La sensation gustative acide est en règle générale neutralisée en peu de seconde par la salive produite plus ou moins abondamment. L’effet d’astringence peut par contre persister beaucoup plus longtemps, selon la quantité et la qualité des tanins.

On décrira un vin avec une grosse structure de charnu, qui a du corps, charpenté, étoffé, plein, solide, viril voir massif ou au contraire de léger, mince, fluet. Pour un structure fine et délicate, on le dira ciselé.

Durant ces dernières années, on constate une évolution. La structure excessive de beaucoup de vins rouges n’est plus tellement due à une acidité trop prononcée mais souvent à une teneur en tanins trop marquée. Progressivement, l’astringence dans ces vins a pris la place de la sensation acide agressive qui était avant fréquemment ressentie. Ce phénomène est certainement lié au fait que les raisins sont plus mûrs et plus aptes à céder leurs tanins au cours de la macération ou du cuvage. Cette amélioration de la qualité peut être attribuée à la fois au changement climatique et à la maîtrise des rendements des dernières années.

ÉQUILIBRE

Il s’agit de déterminer l’équilibre entre le moelleux et l’acidité pour les vins blancs ou encore avec les tanins pour les vins rouges. L'équilibre du vin est le but à atteindre dans le difficile travail d'œnologie pour que le vin présente le meilleur compromis entre les différentes saveurs. De cela dépend l’harmonie de la constitution du vin et est fortement en relation avec la date des vendanges.

Trois niveaux échelonnent cet équilibre : Un vin peut être équilibré (harmonieux), assez équilibré, déséquilibré. Dans ce dernier cas, il est sans doute marqué par une trop forte acidité due à des tannins qui manquent de maturité ou au contraire dû à des raisins qu’il a fallu laisser trop mûrir pour atteindre la maturité phénolique souhaitée.

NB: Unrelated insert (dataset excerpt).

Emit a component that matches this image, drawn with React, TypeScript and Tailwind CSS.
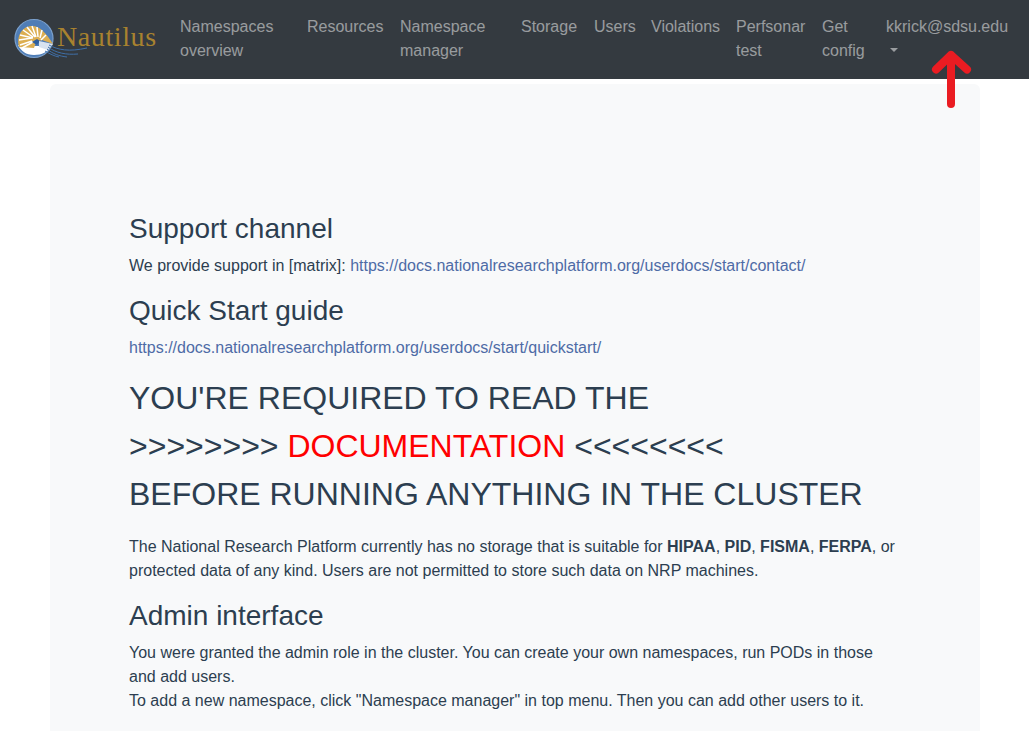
const navItems = [
  { label: 'Namespaces overview', width: 'w-[127px]' },
  { label: 'Resources', width: 'w-[93px]' },
  { label: 'Namespace manager', width: 'w-[121px]' },
  { label: 'Storage', width: 'w-[73px]' },
  { label: 'Users', width: 'w-[57px]' },
  { label: 'Violations', width: 'w-[85px]' },
  { label: 'Perfsonar test', width: 'w-[86px]' },
  { label: 'Get config', width: 'w-[64px]' },
]

function NautilusMark() {
  return (
    <svg width="76" height="44" viewBox="0 0 76 44" className="shrink-0">
      <circle cx="20" cy="20.500" r="19" fill="#4f7db6" stroke="#7ba0cc" strokeWidth="1.200" />
      <path d="M4 27c5 1 10 1 15 1l18 0c-3 6-9 9-17 9-8 0-13-4-16-10z" fill="#ffffff" />
      <path d="M5 29C2 17 9 8 18 8c8 0 14 7 21 18l-11-4-6 2-2 6z" fill="#dcae52" />
      <path d="M6 27 18 23M5 22l13-2M6 17l13 3M9 12l10 7M13 9l8 10M18 8l4 11M23 9l1 10M28 12l-2 8M32 17l-5 5M8 30l11-6" stroke="#ffffff" strokeWidth="1.500" fill="none" />
      <path d="M18 24l5-3 3 2-3 4z" fill="#2f5f9e" />
      <path d="M25 23l14 3-5 6-9-3z" fill="#d8e3f0" />
      <path d="M35 27c9 5 20 7 38 3M34 29c8 6 18 8 30 7M33 31c6 5 12 7 20 8M31 33c5 3 9 5 14 6" stroke="#3f6fa8" strokeWidth="1" fill="none" />
    </svg>
  )
}

function Logo() {
  return (
    <a className="flex items-center w-[158px] pl-[14px] shrink-0">
      <NautilusMark />
      <span className="relative ml-[-33px] mb-[6px] font-['Liberation_Serif',serif] text-[28px] leading-none tracking-[0.6px] text-[#a8822f]">
        Nautilus
      </span>
    </a>
  )
}

export default function App() {
  return (
    <div className="relative h-screen overflow-hidden bg-white font-['Liberation_Sans',Arial,sans-serif] text-base leading-6 text-[#2c3e50]">
      <nav className="flex h-[79px] items-center bg-[#343a40] pr-2">
        <Logo />
        <ul className="ml-[14px] mt-[7px] flex self-start">
          {navItems.map((item) => (
            <li key={item.label} className={`${item.width} px-2 py-2 text-[#ffffff80]`}>
              {item.label}
            </li>
          ))}
          <li className="w-[140px] px-2 py-2 text-[#ffffff80]">
            kkrick@sdsu.edu
            <span className="mt-[9px] ml-[4px] block h-0 w-0 border-x-4 border-t-4 border-x-transparent border-t-[#ffffff80]" />
          </li>
        </ul>
      </nav>

      <main className="ml-[50px] mt-[5px] w-[930px] rounded-md bg-[#f8f9fa] px-[79px] pt-[128px] pb-16">
        <h3 className="mb-2 text-[28px] leading-[1.2] font-medium">Support channel</h3>
        <p className="mb-4">
          We provide support in [matrix]:{' '}
          <a className="text-[#4e6ba6]">https://docs.nationalresearchplatform.org/userdocs/start/contact/</a>
        </p>
        <h3 className="mb-[9px] text-[28px] leading-[1.2] font-medium">Quick Start guide</h3>
        <p className="mb-[14px]">
          <a className="text-[#4e6ba6]">https://docs.nationalresearchplatform.org/userdocs/start/quickstart/</a>
        </p>
        <h2 className="mb-[17px] text-[32px] leading-[48px] font-medium">
          YOU'RE REQUIRED TO READ THE
          <br />
          &gt;&gt;&gt;&gt;&gt;&gt;&gt;&gt; <a className="text-[#ff0000]">DOCUMENTATION</a> &lt;&lt;&lt;&lt;&lt;&lt;&lt;&lt;
          <br />
          BEFORE RUNNING ANYTHING IN THE CLUSTER
        </h2>
        <p className="mb-4">
          The National Research Platform currently has no storage that is suitable for <b>HIPAA</b>, <b>PID</b>,{' '}
          <b>FISMA</b>, <b>FERPA</b>, or protected data of any kind. Users are not permitted to store such data on NRP
          machines.
        </p>
        <h3 className="mb-2 text-[28px] leading-[1.2] font-medium">Admin interface</h3>
        <p className="mb-4">
          You were granted the admin role in the cluster. You can create your own namespaces, run PODs in those and add
          users.
          <br />
          To add a new namespace, click "Namespace manager" in top menu. Then you can add other users to it.
        </p>
      </main>

      {/* red annotation arrow over the user menu */}
      <svg width="50" height="64" viewBox="0 0 50 64" className="absolute left-[926px] top-[48px]">
        <path d="M25 56V7M10 21.500 25 7 41 21.500" stroke="#ea1c22" strokeWidth="8" strokeLinecap="round" strokeLinejoin="round" fill="none" />
      </svg>
    </div>
  )
}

Les arômes dégagés par rétro-olfaction, comme nous avons pu le voir dans l'article sur l'odorat, participent aussi à l'équilibre du vin. Nos perceptions de ceux-ci nous influencent en renforçant tantôt le moelleux par des notes d'élevage en fût de chêne, tantôt l'acidité, et donc la structure, avec des arômes citronnés ou verts.

MINÉRALITÉ

La minéralité est encore mal définie, elle semble être perçue par la salification des acides du vins avec les sels minéraux comme le potassium ou le calcium. On parle aussi de terroir. Des études ont été faites dernièrement, comme cette thèse de l'université de Lausanne par Mme Pascale Deneulin, dont voici le résumé en 3 minutes sur cette fameuse minéralité.


Vinosité

Elle caractérise la teneur en alcool du vin. Plus un vin est riche en alcool, plus il peut paraître vineux ou brulant, c'est également vrai si il est servi à un température trop élevée


On dit du volume d'alcool d'un vin avec moins de 11% vol. qu'il est faible, entre 11 et 14% qu'il est moyen et plus de 14% qu'il est fort.

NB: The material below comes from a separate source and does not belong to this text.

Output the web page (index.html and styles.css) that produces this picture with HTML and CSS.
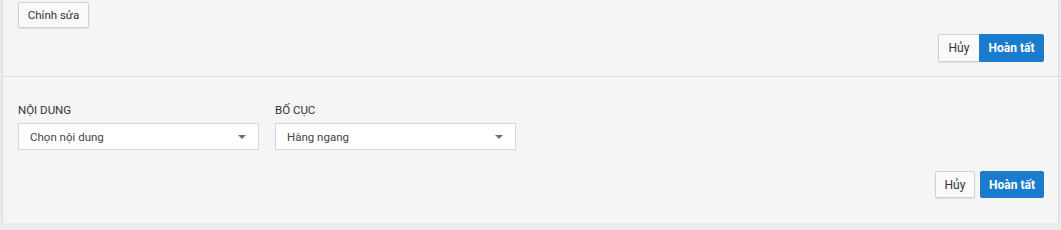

Lorsqu'il est équilibré on le dit velouté, puissant, enveloppé, généreux, quand son taux d'alcool semble élevé on le caractérise de corsé, capiteux, chaud ; en excès il est alcooleux, brûlant, agressif, spiritueux, vineux, chaleureux, à l'inverse, en cas de manque il sera mince, léger, plat, aqueux, filant, maigre.

L’alcool accroît la sensation de moelleux et l’ampleur de l’attaque, soutient la puissance durant l'évolution et renforce la structure et la persistance en finale, ainsi que l'astringence.


FINALE ET LONGUEUR

La « longueur », ou persistance aromatique intense, est le temps en caudalie (1 seconde = 1 caudalie) pendant lequel les arômes persistent en bouche après que l'on ait avalé ou recraché le vin. Lorsque la persistance des arômes n'est plus perceptible en bouche, il y a une reprise de la salivation. On différencie la longueur en bouche d'un arrière-goût (goût défectueux ou défaut).

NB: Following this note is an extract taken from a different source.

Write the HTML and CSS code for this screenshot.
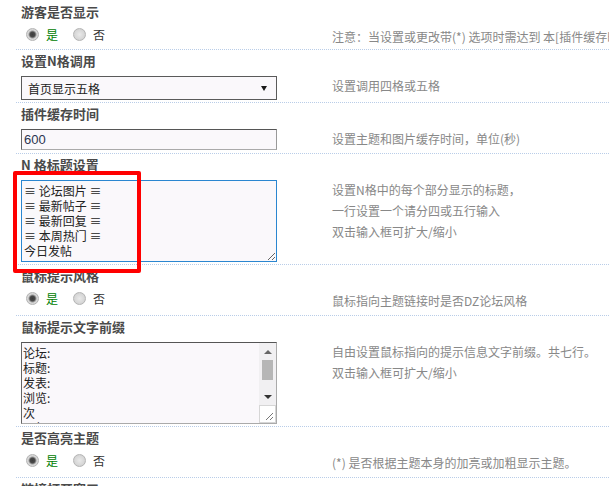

La longueur est en rapport avec le niveau qualitatif d'un vin. On juge de l'intensité et de la qualité de cette longueur par la finesse de ses arômes. Plus un vin sera long, plus il sera intéressant de l'associer à un mets adapté par exemple. Il y aura en effet un espace plus important pour la superposition des saveurs vin / mets.

Entre 3 et 10 caudalies suivant la qualité et la hiérarchie des vins ; en dessous de 5 caudalies, la finale est courte, 6 à 8 caudalies indiquent que le vin est bon avec une finale dans la moyenne, 10, longue, qu'il est très complexe et très aromatique. Certains vins tels les muscats, gewurztraminer ou vin jaune sont très persistants et dépassent les dix caudalies.

Outre la longueur, la finale peut être décrite de différentes façon. On parle de finesse, d'élégance ou d'harmonie. Elle peut être douce, amer voir acide.